また、AMM型の流動性プールでは「価格変動損失(インパーマネント・ロス)」と呼ばれる現象が発生する可能性があります。これは、プールに預けたトークンの市場価格が変動することで、単に保有していた場合よりも損失が出るケースです。
規制の面でも、国ごとに法律が異なり、明確な国際ルールが未整備のため、プロジェクトによっては予想外の法的コストが発生する可能性があります。日本では匿名組合や信託といった法的スキームを駆使してトークン化案件が進められていますが、海外投資家から見ると複雑すぎる側面もあります。
2030年に向けて加速する変化
それでも、この流れは止まりそうにありません。業界予測では、世界の資産の10〜30%が2030〜2034年までにトークン化される可能性が示唆されています。
プログラム可能な金融は、お金が単なる交換手段から「スマートな実行者」へと進化することを意味します。条件を満たせば自動的に支払いが実行され、担保が不足すれば自動的に清算されます。人間の判断を待つ必要がありません。
日本で円建てステーブルコインが本格始動すれば、この流れはさらに加速するでしょう。銀行の営業時間に縛られることなく、国境を越えて瞬時に資金を移動できる世界。それは、金融の言語そのものが書き換えられていく過程なのかもしれません。

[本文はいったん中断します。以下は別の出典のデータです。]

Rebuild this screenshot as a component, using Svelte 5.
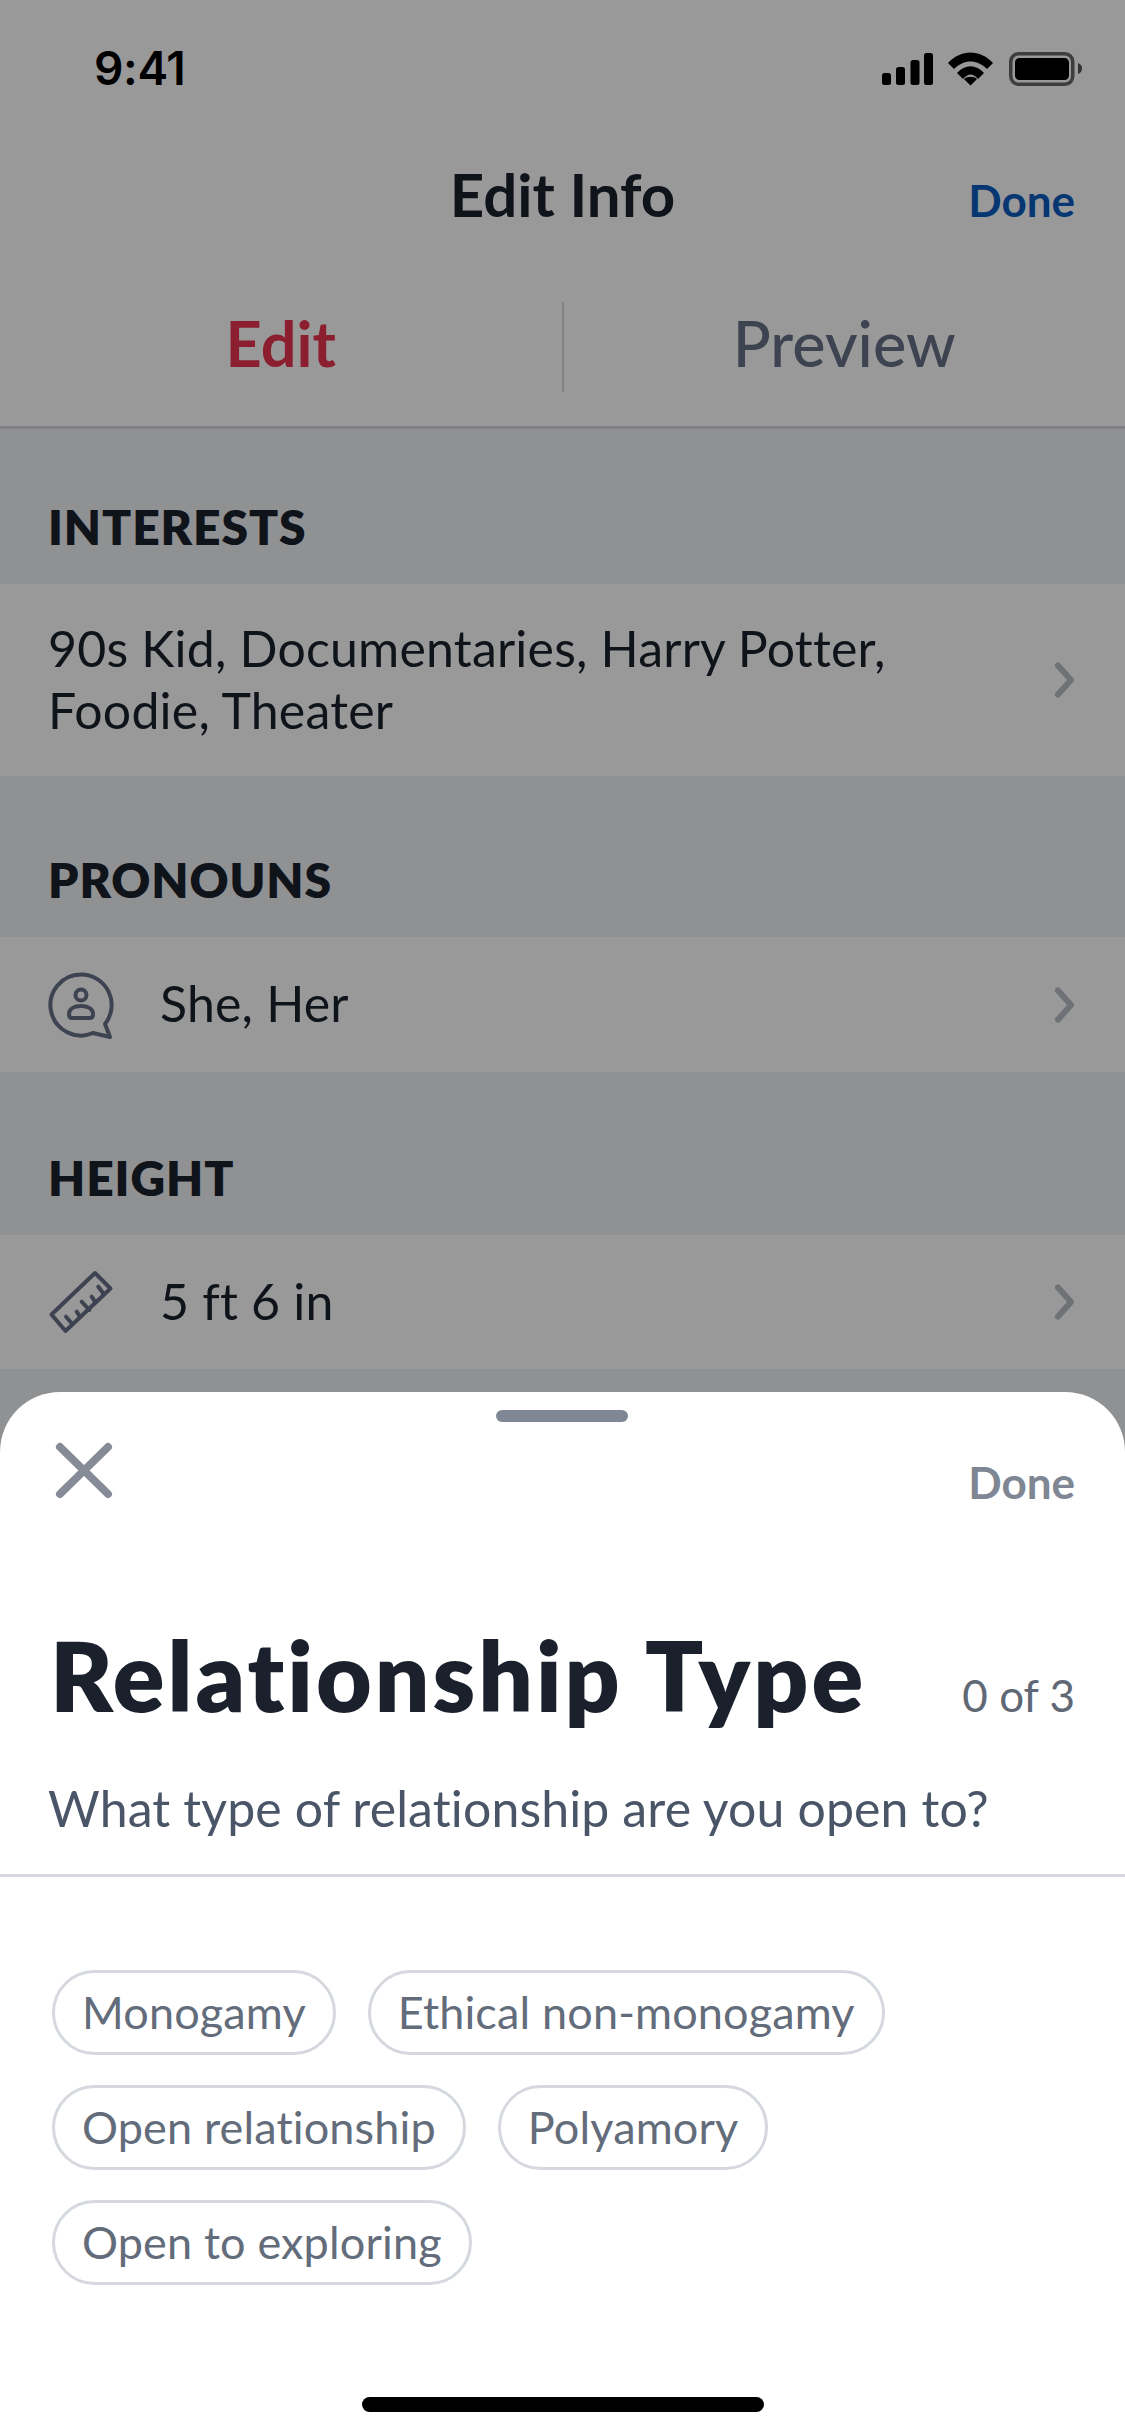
<script>
  const chips = [
    ['Monogamy', 'Ethical non-monogamy'],
    ['Open relationship', 'Polyamory'],
    ['Open to exploring']
  ];
</script>

<div class="screen">
  <header class="status">
    <span class="time">9:41</span>
    <svg class="sys" width="200" height="34" viewBox="0 0 200 34">
      <rect x="0" y="21" width="9" height="12" rx="2.500" fill="#000" />
      <rect x="14" y="15" width="9" height="18" rx="2.500" fill="#000" />
      <rect x="28.500" y="8" width="9" height="25" rx="2.500" fill="#000" />
      <rect x="42" y="1" width="9" height="32" rx="2.500" fill="#000" />
      <path d="M66 11 C79 -3 98 -3 111 11 L105 17 C95 7 82 7 72 17 Z M75 21 C83 12 94 12 102 21 L96 27 C91 21 86 21 81 27 Z M82 27 C85 24 92 24 95 27 L88.500 33.500 Z" fill="#000" />
      <rect x="128.750" y="1.750" width="62" height="30.500" rx="8" fill="none" stroke="#666" stroke-width="3.500" />
      <rect x="133" y="6" width="54" height="22" rx="4.500" fill="#000" />
      <path d="M196 11 C199 12 200 14 200 16.500 C200 19 199 21 196 22 Z" fill="#555" />
    </svg>
  </header>

  <div class="nav">
    <h1>Edit Info</h1>
    <span class="nav-done">Done</span>
  </div>

  <div class="tabs">
    <div class="tab active">Edit</div>
    <div class="tab-sep"></div>
    <div class="tab">Preview</div>
  </div>

  <section class="s1">
    <h2>INTERESTS</h2>
    <div class="row tall">
      <p>90s Kid, Documentaries, Harry Potter,<br />Foodie, Theater</p>
      <svg class="chev" width="26" height="40" viewBox="0 0 26 40"><path d="M7 5.500 L20 20 L7 34.500" /></svg>
    </div>
  </section>

  <section class="s2">
    <h2>PRONOUNS</h2>
    <div class="row">
      <svg class="ico" width="70" height="70" viewBox="0 0 70 70" fill="none">
        <path d="M35 4.500 A30.500 30.500 0 1 0 47 63 L64 67 L59 54 A30.500 30.500 0 0 0 35 4.500 Z" />
        <circle cx="35" cy="25" r="5.500" />
        <path d="M23 44 C23 39 28 36 35 36 C42 36 47 39 47 44 C47 47 46 48 44 48 L26 48 C24 48 23 47 23 44 Z" />
      </svg>
      <p class="lbl">She, Her</p>
      <svg class="chev" width="26" height="40" viewBox="0 0 26 40"><path d="M7 5.500 L20 20 L7 34.500" /></svg>
    </div>
  </section>

  <section class="s3">
    <h2>HEIGHT</h2>
    <div class="row">
      <svg class="ico" width="70" height="70" viewBox="0 0 70 70" fill="none">
        <path d="M49 6 L64.500 21.500 L19.500 64 L5.500 47.500 Z" />
        <path d="M20 49.700 L25.700 56.300 M30.700 44.700 L34 49.700 M35.700 34.700 L43.300 43 M45.700 29.700 L49 34.700 M52.300 19.700 L58 27.300" />
      </svg>
      <p class="lbl">5 ft 6 in</p>
      <svg class="chev" width="26" height="40" viewBox="0 0 26 40"><path d="M7 5.500 L20 20 L7 34.500" /></svg>
    </div>
  </section>

  <div class="scrim"></div>

  <aside class="sheet">
    <div class="handle"></div>
    <div class="sheet-top">
      <svg width="62" height="62" viewBox="0 0 62 62"><path d="M7 7 L55 54 M55 7 L7 54" /></svg>
      <span class="sheet-done">Done</span>
    </div>
    <div class="title-row">
      <h3>Relationship Type</h3>
      <span class="count">0 of 3</span>
    </div>
    <p class="sub">What type of relationship are you open to?</p>
    <div class="chips">
      {#each chips as line}
        <div class="chip-line">
          {#each line as c}
            <span class="chip">{c}</span>
          {/each}
        </div>
      {/each}
    </div>
    <div class="home"></div>
  </aside>
</div>

<style>
  :global(body) { margin: 0; }
  .screen {
    position: relative;
    width: 1125px;
    height: 2436px;
    overflow: hidden;
    background: #f0f2f4;
    font-family: Lato, "Open Sans", sans-serif;
    font-variant-ligatures: none;
    color: #1a202c;
  }
  .status {
    height: 136px;
    background: #fff;
    display: flex;
    justify-content: space-between;
    align-items: center;
    padding: 0 43px 0 94px;
    box-sizing: border-box;
  }
  .time { font: 600 46px Inter, sans-serif; color: #000; letter-spacing: -0.3px; }
  .sys { display: block; margin-top: 2px; }
  .nav {
    height: 132px;
    background: #fff;
    position: relative;
    display: flex;
    justify-content: center;
    align-items: center;
    padding-bottom: 16px;
    box-sizing: border-box;
  }
  h1 { margin: 0; font-size: 60px; font-weight: 700; }
  .nav-done {
    position: absolute;
    right: 50px;
    top: 38px;
    font-size: 44px;
    font-weight: 700;
    color: #0a5cbf;
  }
  .tabs {
    height: 158px;
    background: #fff;
    display: flex;
    align-items: center;
    border-bottom: 3px solid #d5d8de;
  }
  .tab {
    flex: 1;
    text-align: center;
    font-size: 63px;
    font-weight: 500;
    color: #667085;
    padding-bottom: 10px;
  }
  .tab.active { color: #e8324f; font-weight: 700; }
  .tab-sep { width: 2px; height: 90px; background: #d5d8de; }
  h2 {
    margin: 0;
    display: flex;
    align-items: flex-end;
    padding: 0 48px 29px;
    box-sizing: border-box;
    font-size: 48px;
    font-weight: 800;
    letter-spacing: 0.9px;
  }
  .s1 h2 { height: 155px; }
  .s2 h2 { height: 161px; }
  .s3 h2 { height: 163px; }
  .row {
    background: #fff;
    height: 134px;
    display: flex;
    align-items: center;
    padding: 0 48px;
  }
  .s2 .row { height: 135px; }
  .row.tall { height: 192px; }
  .row p { margin: 0 0 3px; flex: 1; font-size: 50px; line-height: 62px; letter-spacing: 0.2px; }
  .row .lbl { margin-left: 44px; }
  .chev path { fill: none; stroke: #b8bcc4; stroke-width: 6; stroke-linecap: round; stroke-linejoin: round; }
  .ico { margin-left: -2px; }
  .ico path, .ico circle { stroke: #667085; stroke-width: 4; stroke-linejoin: round; stroke-linecap: round; }
  .scrim { position: absolute; inset: 0; background: rgba(0, 0, 0, 0.4); }
  .sheet {
    position: absolute;
    left: 0;
    right: 0;
    top: 1392px;
    bottom: 0;
    background: #fff;
    border-radius: 60px 60px 0 0;
  }
  .handle { position: absolute; left: 496px; top: 18px; width: 132px; height: 12px; border-radius: 6px; background: #7f8794; }
  .sheet-top {
    display: flex;
    justify-content: space-between;
    align-items: flex-start;
    padding: 48px 50px 0 53px;
  }
  .sheet-top svg { display: block; }
  .sheet-top path { fill: none; stroke: #858c98; stroke-width: 8; stroke-linecap: round; }
  .sheet-done { font-size: 44px; font-weight: 700; color: #7f8794; margin-top: 16px; }
  .title-row {
    display: flex;
    justify-content: space-between;
    align-items: baseline;
    padding: 114px 50px 0;
  }
  h3 { margin: 0; font-size: 96px; font-weight: 800; line-height: 1.1; letter-spacing: 3px; }
  .count { font-size: 44px; color: #5f6875; }
  .sub {
    margin: 0;
    padding: 50px 48px 36px;
    font-size: 50px;
    letter-spacing: 0.12px;
    color: #4a5568;
    border-bottom: 3px solid #d5d8de;
  }
  .chips { display: flex; flex-direction: column; gap: 30px; padding: 93px 52px 0; }
  .chip-line { display: flex; gap: 32px; }
  .chip {
    height: 85px;
    box-sizing: border-box;
    display: flex;
    align-items: center;
    padding: 0 27px;
    border: 3px solid #d5d8de;
    border-radius: 43px;
    font-size: 45px;
    letter-spacing: 0.15px;
    color: #636c7a;
  }
  .home { position: absolute; left: 362px; top: 1005px; width: 402px; height: 15px; border-radius: 8px; background: #000; }
</style>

Disclaimer: 本記事は情報提供を目的としており、投資・税務・法律・会計上の助言を行うものではありません。記載内容の正確性や完全性を保証するものではなく、将来の成果を示唆するものでもありません。暗号資産への投資は価格変動が大きく、高いリスクを伴います。最終的な投資判断はご自身の責任で行い、必要に応じて専門家にご相談ください。